* [DATA]
<<<<

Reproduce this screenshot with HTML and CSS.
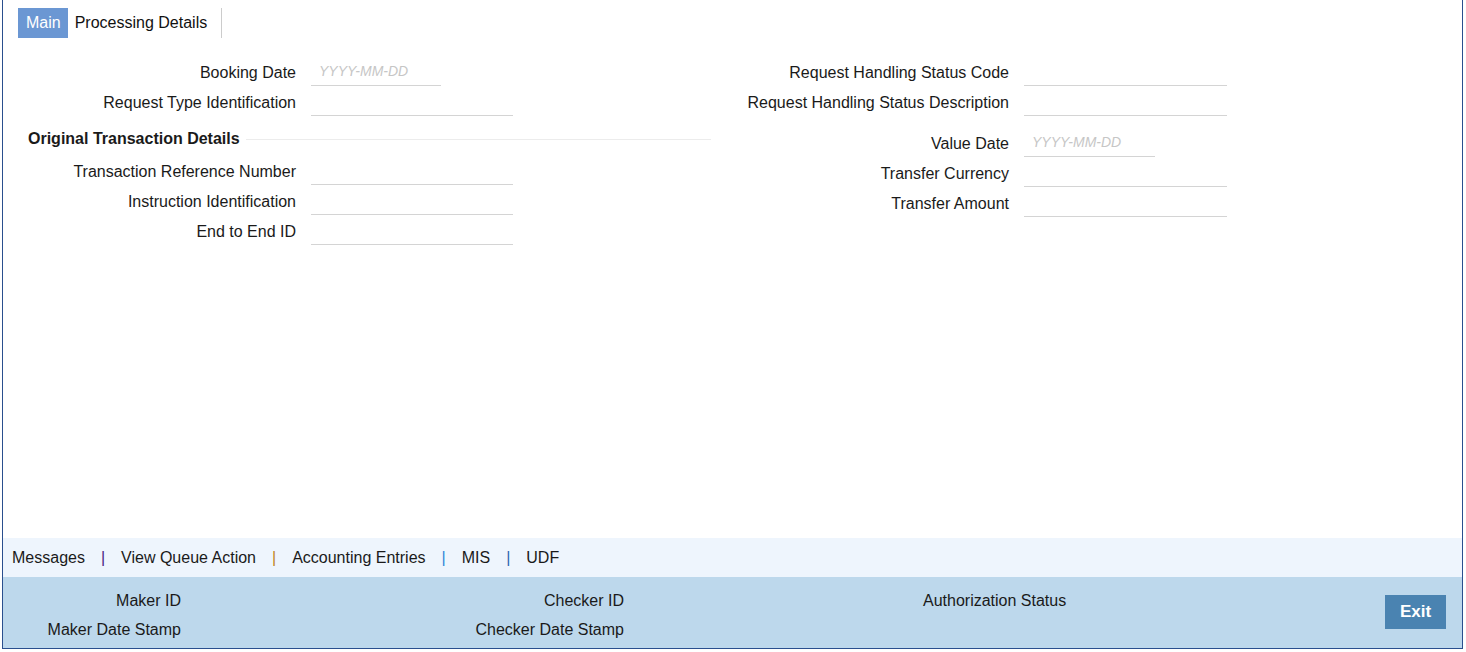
FILE: index.html
```html
<!DOCTYPE html>
<html>
<head>
<meta charset="utf-8">
<link rel="stylesheet" href="styles.css">
</head>
<body>
<div class="frame">
  <div class="content">
    <div class="tabs">
      <div class="tab active">Main</div>
      <div class="tab">Processing Details</div>
    </div>
    <div class="form">
      <div class="col col-left">
        <div class="row"><label>Booking Date</label><input class="inp date" placeholder="YYYY-MM-DD"></div>
        <div class="row"><label>Request Type Identification</label><input class="inp"></div>
        <div class="section"><span class="section-title">Original Transaction Details</span><span class="section-line"></span></div>
        <div class="row"><label>Transaction Reference Number</label><input class="inp"></div>
        <div class="row"><label>Instruction Identification</label><input class="inp"></div>
        <div class="row"><label>End to End ID</label><input class="inp"></div>
      </div>
      <div class="col col-right">
        <div class="row"><label>Request Handling Status Code</label><input class="inp"></div>
        <div class="row"><label>Request Handling Status Description</label><input class="inp"></div>
        <div class="row spaced"><label>Value Date</label><input class="inp date" placeholder="YYYY-MM-DD"></div>
        <div class="row"><label>Transfer Currency</label><input class="inp"></div>
        <div class="row"><label>Transfer Amount</label><input class="inp"></div>
      </div>
    </div>
  </div>
  <div class="links">
    <span class="link">Messages</span><span class="sep sep1">|</span><span class="link">View Queue Action</span><span class="sep sep2">|</span><span class="link">Accounting Entries</span><span class="sep sep3">|</span><span class="link">MIS</span><span class="sep sep4">|</span><span class="link">UDF</span>
  </div>
  <div class="audit">
    <div class="audit-col c1"><div>Maker ID</div><div>Maker Date Stamp</div></div>
    <div class="audit-col c2"><div>Checker ID</div><div>Checker Date Stamp</div></div>
    <div class="audit-col c3"><div>Authorization Status</div></div>
    <button class="exit">Exit</button>
  </div>
</div>
</body>
</html>
```
FILE: styles.css
```css
html, body {
  margin: 0;
  padding: 0;
  background: #ffffff;
}
body {
  font-family: "Liberation Sans", Arial, sans-serif;
  font-size: 16px;
  color: #1a1a1a;
}
.frame {
  margin-left: 2px;
  width: 1459px;
  height: 648px;
  border-left: 1px solid #2a4f8e;
  border-right: 1px solid #2a4f8e;
  border-bottom: 1px solid #2a4f8e;
  display: flex;
  flex-direction: column;
}
.content {
  height: 538px;
}
.tabs {
  display: flex;
  padding: 8px 0 0 15px;
  height: 30px;
}
.tab {
  height: 30px;
  line-height: 30px;
  padding: 0 14px 0 7px;
  border-right: 1px solid #cccccc;
  color: #111;
}
.tab.active {
  background: #6b97d3;
  color: #ffffff;
  border-right: none;
  padding: 0 7px 0 8px;
}
.form {
  display: grid;
  grid-template-columns: 708px 1fr;
  margin-top: 19px;
}
.col {
  display: flex;
  flex-direction: column;
}
.row {
  display: grid;
  height: 30px;
  column-gap: 15px;
  align-items: start;
}
.col-left .row {
  grid-template-columns: 293px 202px;
}
.col-right .row {
  grid-template-columns: 298px 203px;
}
.row label {
  text-align: right;
  line-height: 30px;
  padding-top: 1px;
  white-space: nowrap;
}
.inp {
  box-sizing: border-box;
  height: 29px;
  border: none;
  border-bottom: 1px solid #d4d4d4;
  background: transparent;
  padding: 0 8px;
  margin: 0;
  font-family: "Liberation Sans", Arial, sans-serif;
  font-size: 14px;
  outline: none;
}
.inp.date {
  width: 130px;
}
.col-right .inp.date {
  width: 131px;
}
.inp::placeholder {
  color: #c6c6c6;
  font-style: italic;
}
.section {
  display: flex;
  align-items: center;
  height: 20px;
  margin: 12px 0 7px 0;
  padding-left: 25px;
}
.section-title {
  font-weight: bold;
  white-space: nowrap;
}
.section-line {
  flex: 1;
  height: 1px;
  background: #ececec;
  margin-left: 6px;
}
.row.spaced {
  margin-top: 11px;
}
.links {
  height: 39px;
  line-height: 39px;
  background: #eef5fd;
  padding-left: 9px;
  white-space: nowrap;
}
.sep {
  padding: 0 16px;
}
.sep1 { color: #4a1f80; }
.sep2 { color: #c08418; }
.sep3 { color: #2d86d8; }
.sep4 { color: #2b64b0; }
.audit {
  flex: 1;
  background: #bdd8ec;
  display: flex;
  align-items: flex-start;
  padding-top: 9px;
  box-sizing: border-box;
}
.audit-col div {
  line-height: 29px;
  white-space: nowrap;
}
.c1 {
  width: 178px;
  text-align: right;
}
.c2 {
  width: 443px;
  text-align: right;
}
.c3 {
  margin-left: 299px;
}
.exit {
  margin-left: auto;
  margin-right: 16px;
  margin-top: 9px;
  width: 61px;
  height: 34px;
  border: none;
  background: #4a83b1;
  color: #ffffff;
  font-family: "Liberation Sans", Arial, sans-serif;
  font-weight: bold;
  font-size: 17px;
  padding: 0;
}
```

>>>>

* [GIVEN INSTRUCTION] Quote the data exactly, leaving every image out of the copy.

* [RESULT BELOW]
Reproduce this screenshot with HTML and CSS.
FILE: index.html
```html
<!DOCTYPE html>
<html>
<head>
<meta charset="utf-8">
<link rel="stylesheet" href="styles.css">
</head>
<body>
<div class="frame">
  <div class="content">
    <div class="tabs">
      <div class="tab active">Main</div>
      <div class="tab">Processing Details</div>
    </div>
    <div class="form">
      <div class="col col-left">
        <div class="row"><label>Booking Date</label><input class="inp date" placeholder="YYYY-MM-DD"></div>
        <div class="row"><label>Request Type Identification</label><input class="inp"></div>
        <div class="section"><span class="section-title">Original Transaction Details</span><span class="section-line"></span></div>
        <div class="row"><label>Transaction Reference Number</label><input class="inp"></div>
        <div class="row"><label>Instruction Identification</label><input class="inp"></div>
        <div class="row"><label>End to End ID</label><input class="inp"></div>
      </div>
      <div class="col col-right">
        <div class="row"><label>Request Handling Status Code</label><input class="inp"></div>
        <div class="row"><label>Request Handling Status Description</label><input class="inp"></div>
        <div class="row spaced"><label>Value Date</label><input class="inp date" placeholder="YYYY-MM-DD"></div>
        <div class="row"><label>Transfer Currency</label><input class="inp"></div>
        <div class="row"><label>Transfer Amount</label><input class="inp"></div>
      </div>
    </div>
  </div>
  <div class="links">
    <span class="link">Messages</span><span class="sep sep1">|</span><span class="link">View Queue Action</span><span class="sep sep2">|</span><span class="link">Accounting Entries</span><span class="sep sep3">|</span><span class="link">MIS</span><span class="sep sep4">|</span><span class="link">UDF</span>
  </div>
  <div class="audit">
    <div class="audit-col c1"><div>Maker ID</div><div>Maker Date Stamp</div></div>
    <div class="audit-col c2"><div>Checker ID</div><div>Checker Date Stamp</div></div>
    <div class="audit-col c3"><div>Authorization Status</div></div>
    <button class="exit">Exit</button>
  </div>
</div>
</body>
</html>
```
FILE: styles.css
```css
html, body {
  margin: 0;
  padding: 0;
  background: #ffffff;
}
body {
  font-family: "Liberation Sans", Arial, sans-serif;
  font-size: 16px;
  color: #1a1a1a;
}
.frame {
  margin-left: 2px;
  width: 1459px;
  height: 648px;
  border-left: 1px solid #2a4f8e;
  border-right: 1px solid #2a4f8e;
  border-bottom: 1px solid #2a4f8e;
  display: flex;
  flex-direction: column;
}
.content {
  height: 538px;
}
.tabs {
  display: flex;
  padding: 8px 0 0 15px;
  height: 30px;
}
.tab {
  height: 30px;
  line-height: 30px;
  padding: 0 14px 0 7px;
  border-right: 1px solid #cccccc;
  color: #111;
}
.tab.active {
  background: #6b97d3;
  color: #ffffff;
  border-right: none;
  padding: 0 7px 0 8px;
}
.form {
  display: grid;
  grid-template-columns: 708px 1fr;
  margin-top: 19px;
}
.col {
  display: flex;
  flex-direction: column;
}
.row {
  display: grid;
  height: 30px;
  column-gap: 15px;
  align-items: start;
}
.col-left .row {
  grid-template-columns: 293px 202px;
}
.col-right .row {
  grid-template-columns: 298px 203px;
}
.row label {
  text-align: right;
  line-height: 30px;
  padding-top: 1px;
  white-space: nowrap;
}
.inp {
  box-sizing: border-box;
  height: 29px;
  border: none;
  border-bottom: 1px solid #d4d4d4;
  background: transparent;
  padding: 0 8px;
  margin: 0;
  font-family: "Liberation Sans", Arial, sans-serif;
  font-size: 14px;
  outline: none;
}
.inp.date {
  width: 130px;
}
.col-right .inp.date {
  width: 131px;
}
.inp::placeholder {
  color: #c6c6c6;
  font-style: italic;
}
.section {
  display: flex;
  align-items: center;
  height: 20px;
  margin: 12px 0 7px 0;
  padding-left: 25px;
}
.section-title {
  font-weight: bold;
  white-space: nowrap;
}
.section-line {
  flex: 1;
  height: 1px;
  background: #ececec;
  margin-left: 6px;
}
.row.spaced {
  margin-top: 11px;
}
.links {
  height: 39px;
  line-height: 39px;
  background: #eef5fd;
  padding-left: 9px;
  white-space: nowrap;
}
.sep {
  padding: 0 16px;
}
.sep1 { color: #4a1f80; }
.sep2 { color: #c08418; }
.sep3 { color: #2d86d8; }
.sep4 { color: #2b64b0; }
.audit {
  flex: 1;
  background: #bdd8ec;
  display: flex;
  align-items: flex-start;
  padding-top: 9px;
  box-sizing: border-box;
}
.audit-col div {
  line-height: 29px;
  white-space: nowrap;
}
.c1 {
  width: 178px;
  text-align: right;
}
.c2 {
  width: 443px;
  text-align: right;
}
.c3 {
  margin-left: 299px;
}
.exit {
  margin-left: auto;
  margin-right: 16px;
  margin-top: 9px;
  width: 61px;
  height: 34px;
  border: none;
  background: #4a83b1;
  color: #ffffff;
  font-family: "Liberation Sans", Arial, sans-serif;
  font-weight: bold;
  font-size: 17px;
  padding: 0;
}
```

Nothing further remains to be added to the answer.